## BEGIN

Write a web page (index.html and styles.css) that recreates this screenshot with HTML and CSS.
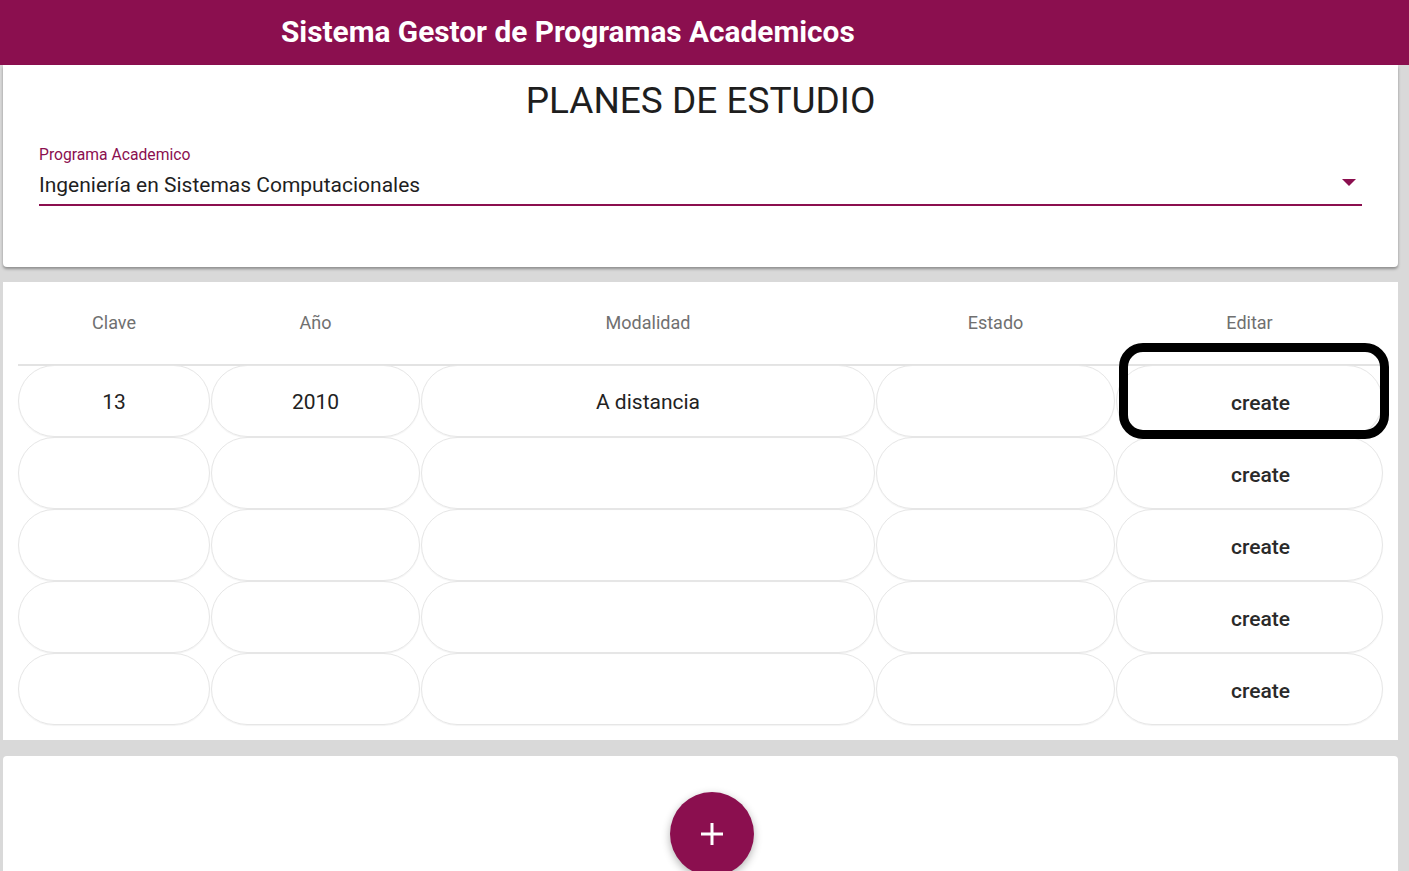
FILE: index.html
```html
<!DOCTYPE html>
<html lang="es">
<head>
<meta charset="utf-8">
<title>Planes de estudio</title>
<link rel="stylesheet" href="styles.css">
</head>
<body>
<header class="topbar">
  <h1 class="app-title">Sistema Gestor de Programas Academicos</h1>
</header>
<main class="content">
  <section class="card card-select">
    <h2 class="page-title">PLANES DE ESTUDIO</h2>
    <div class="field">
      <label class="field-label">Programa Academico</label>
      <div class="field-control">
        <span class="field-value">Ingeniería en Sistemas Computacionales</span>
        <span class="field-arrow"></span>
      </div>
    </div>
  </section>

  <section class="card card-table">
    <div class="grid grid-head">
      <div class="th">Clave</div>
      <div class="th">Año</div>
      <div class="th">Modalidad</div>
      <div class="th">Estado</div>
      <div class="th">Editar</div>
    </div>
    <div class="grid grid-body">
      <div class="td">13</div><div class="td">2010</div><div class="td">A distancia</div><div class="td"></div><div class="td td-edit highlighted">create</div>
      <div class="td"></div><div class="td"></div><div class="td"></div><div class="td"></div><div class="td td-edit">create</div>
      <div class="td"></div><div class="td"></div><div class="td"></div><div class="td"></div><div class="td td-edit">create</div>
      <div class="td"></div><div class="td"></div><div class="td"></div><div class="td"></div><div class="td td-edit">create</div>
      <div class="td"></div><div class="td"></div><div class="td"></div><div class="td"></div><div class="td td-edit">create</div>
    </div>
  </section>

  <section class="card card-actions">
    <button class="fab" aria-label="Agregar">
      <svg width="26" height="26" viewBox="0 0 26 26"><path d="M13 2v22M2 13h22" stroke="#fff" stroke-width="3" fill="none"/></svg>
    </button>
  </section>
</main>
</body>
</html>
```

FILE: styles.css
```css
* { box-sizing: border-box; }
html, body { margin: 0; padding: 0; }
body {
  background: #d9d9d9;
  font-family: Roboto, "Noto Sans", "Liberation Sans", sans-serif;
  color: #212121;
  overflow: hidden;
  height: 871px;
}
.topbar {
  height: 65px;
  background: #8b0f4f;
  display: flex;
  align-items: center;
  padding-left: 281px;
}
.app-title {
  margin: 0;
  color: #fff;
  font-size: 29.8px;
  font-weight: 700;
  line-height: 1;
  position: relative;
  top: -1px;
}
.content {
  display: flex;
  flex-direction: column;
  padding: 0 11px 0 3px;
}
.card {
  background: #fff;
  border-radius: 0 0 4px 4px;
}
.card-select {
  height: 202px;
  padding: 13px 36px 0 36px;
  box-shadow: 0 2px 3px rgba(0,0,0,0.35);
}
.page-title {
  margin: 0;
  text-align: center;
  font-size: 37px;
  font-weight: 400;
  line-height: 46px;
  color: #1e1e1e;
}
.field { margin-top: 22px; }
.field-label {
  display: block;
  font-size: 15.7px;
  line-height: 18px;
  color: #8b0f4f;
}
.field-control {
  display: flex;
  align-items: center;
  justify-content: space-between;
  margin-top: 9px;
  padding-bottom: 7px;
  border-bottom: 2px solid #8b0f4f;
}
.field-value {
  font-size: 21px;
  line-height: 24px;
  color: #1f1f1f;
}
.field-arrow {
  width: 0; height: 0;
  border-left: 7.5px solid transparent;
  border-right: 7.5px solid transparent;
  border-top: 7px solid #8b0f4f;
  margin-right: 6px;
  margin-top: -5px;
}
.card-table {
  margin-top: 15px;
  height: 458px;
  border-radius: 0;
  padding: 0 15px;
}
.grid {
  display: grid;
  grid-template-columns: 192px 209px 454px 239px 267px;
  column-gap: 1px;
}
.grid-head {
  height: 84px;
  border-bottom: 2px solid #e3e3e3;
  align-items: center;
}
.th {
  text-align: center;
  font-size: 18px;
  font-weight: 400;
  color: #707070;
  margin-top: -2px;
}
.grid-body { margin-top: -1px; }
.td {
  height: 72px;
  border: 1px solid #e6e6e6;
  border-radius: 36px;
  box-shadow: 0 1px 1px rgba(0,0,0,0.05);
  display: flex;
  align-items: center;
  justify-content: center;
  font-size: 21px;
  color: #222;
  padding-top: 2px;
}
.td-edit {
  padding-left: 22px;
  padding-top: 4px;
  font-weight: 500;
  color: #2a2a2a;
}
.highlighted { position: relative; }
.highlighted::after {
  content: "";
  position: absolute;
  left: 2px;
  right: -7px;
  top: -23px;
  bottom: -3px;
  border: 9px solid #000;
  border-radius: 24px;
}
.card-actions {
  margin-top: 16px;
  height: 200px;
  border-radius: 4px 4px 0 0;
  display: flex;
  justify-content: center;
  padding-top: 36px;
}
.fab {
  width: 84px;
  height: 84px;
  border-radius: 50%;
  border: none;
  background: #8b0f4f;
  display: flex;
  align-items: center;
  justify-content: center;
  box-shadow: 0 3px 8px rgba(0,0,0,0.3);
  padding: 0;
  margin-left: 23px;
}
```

## END

* Goal of the exercise
Return each line exactly as written. Any picture gets left out.

* Exercise answer
Write a web page (index.html and styles.css) that recreates this screenshot with HTML and CSS.
FILE: index.html
```html
<!DOCTYPE html>
<html lang="es">
<head>
<meta charset="utf-8">
<title>Planes de estudio</title>
<link rel="stylesheet" href="styles.css">
</head>
<body>
<header class="topbar">
  <h1 class="app-title">Sistema Gestor de Programas Academicos</h1>
</header>
<main class="content">
  <section class="card card-select">
    <h2 class="page-title">PLANES DE ESTUDIO</h2>
    <div class="field">
      <label class="field-label">Programa Academico</label>
      <div class="field-control">
        <span class="field-value">Ingeniería en Sistemas Computacionales</span>
        <span class="field-arrow"></span>
      </div>
    </div>
  </section>

  <section class="card card-table">
    <div class="grid grid-head">
      <div class="th">Clave</div>
      <div class="th">Año</div>
      <div class="th">Modalidad</div>
      <div class="th">Estado</div>
      <div class="th">Editar</div>
    </div>
    <div class="grid grid-body">
      <div class="td">13</div><div class="td">2010</div><div class="td">A distancia</div><div class="td"></div><div class="td td-edit highlighted">create</div>
      <div class="td"></div><div class="td"></div><div class="td"></div><div class="td"></div><div class="td td-edit">create</div>
      <div class="td"></div><div class="td"></div><div class="td"></div><div class="td"></div><div class="td td-edit">create</div>
      <div class="td"></div><div class="td"></div><div class="td"></div><div class="td"></div><div class="td td-edit">create</div>
      <div class="td"></div><div class="td"></div><div class="td"></div><div class="td"></div><div class="td td-edit">create</div>
    </div>
  </section>

  <section class="card card-actions">
    <button class="fab" aria-label="Agregar">
      <svg width="26" height="26" viewBox="0 0 26 26"><path d="M13 2v22M2 13h22" stroke="#fff" stroke-width="3" fill="none"/></svg>
    </button>
  </section>
</main>
</body>
</html>
```

FILE: styles.css
```css
* { box-sizing: border-box; }
html, body { margin: 0; padding: 0; }
body {
  background: #d9d9d9;
  font-family: Roboto, "Noto Sans", "Liberation Sans", sans-serif;
  color: #212121;
  overflow: hidden;
  height: 871px;
}
.topbar {
  height: 65px;
  background: #8b0f4f;
  display: flex;
  align-items: center;
  padding-left: 281px;
}
.app-title {
  margin: 0;
  color: #fff;
  font-size: 29.8px;
  font-weight: 700;
  line-height: 1;
  position: relative;
  top: -1px;
}
.content {
  display: flex;
  flex-direction: column;
  padding: 0 11px 0 3px;
}
.card {
  background: #fff;
  border-radius: 0 0 4px 4px;
}
.card-select {
  height: 202px;
  padding: 13px 36px 0 36px;
  box-shadow: 0 2px 3px rgba(0,0,0,0.35);
}
.page-title {
  margin: 0;
  text-align: center;
  font-size: 37px;
  font-weight: 400;
  line-height: 46px;
  color: #1e1e1e;
}
.field { margin-top: 22px; }
.field-label {
  display: block;
  font-size: 15.7px;
  line-height: 18px;
  color: #8b0f4f;
}
.field-control {
  display: flex;
  align-items: center;
  justify-content: space-between;
  margin-top: 9px;
  padding-bottom: 7px;
  border-bottom: 2px solid #8b0f4f;
}
.field-value {
  font-size: 21px;
  line-height: 24px;
  color: #1f1f1f;
}
.field-arrow {
  width: 0; height: 0;
  border-left: 7.5px solid transparent;
  border-right: 7.5px solid transparent;
  border-top: 7px solid #8b0f4f;
  margin-right: 6px;
  margin-top: -5px;
}
.card-table {
  margin-top: 15px;
  height: 458px;
  border-radius: 0;
  padding: 0 15px;
}
.grid {
  display: grid;
  grid-template-columns: 192px 209px 454px 239px 267px;
  column-gap: 1px;
}
.grid-head {
  height: 84px;
  border-bottom: 2px solid #e3e3e3;
  align-items: center;
}
.th {
  text-align: center;
  font-size: 18px;
  font-weight: 400;
  color: #707070;
  margin-top: -2px;
}
.grid-body { margin-top: -1px; }
.td {
  height: 72px;
  border: 1px solid #e6e6e6;
  border-radius: 36px;
  box-shadow: 0 1px 1px rgba(0,0,0,0.05);
  display: flex;
  align-items: center;
  justify-content: center;
  font-size: 21px;
  color: #222;
  padding-top: 2px;
}
.td-edit {
  padding-left: 22px;
  padding-top: 4px;
  font-weight: 500;
  color: #2a2a2a;
}
.highlighted { position: relative; }
.highlighted::after {
  content: "";
  position: absolute;
  left: 2px;
  right: -7px;
  top: -23px;
  bottom: -3px;
  border: 9px solid #000;
  border-radius: 24px;
}
.card-actions {
  margin-top: 16px;
  height: 200px;
  border-radius: 4px 4px 0 0;
  display: flex;
  justify-content: center;
  padding-top: 36px;
}
.fab {
  width: 84px;
  height: 84px;
  border-radius: 50%;
  border: none;
  background: #8b0f4f;
  display: flex;
  align-items: center;
  justify-content: center;
  box-shadow: 0 3px 8px rgba(0,0,0,0.3);
  padding: 0;
  margin-left: 23px;
}
```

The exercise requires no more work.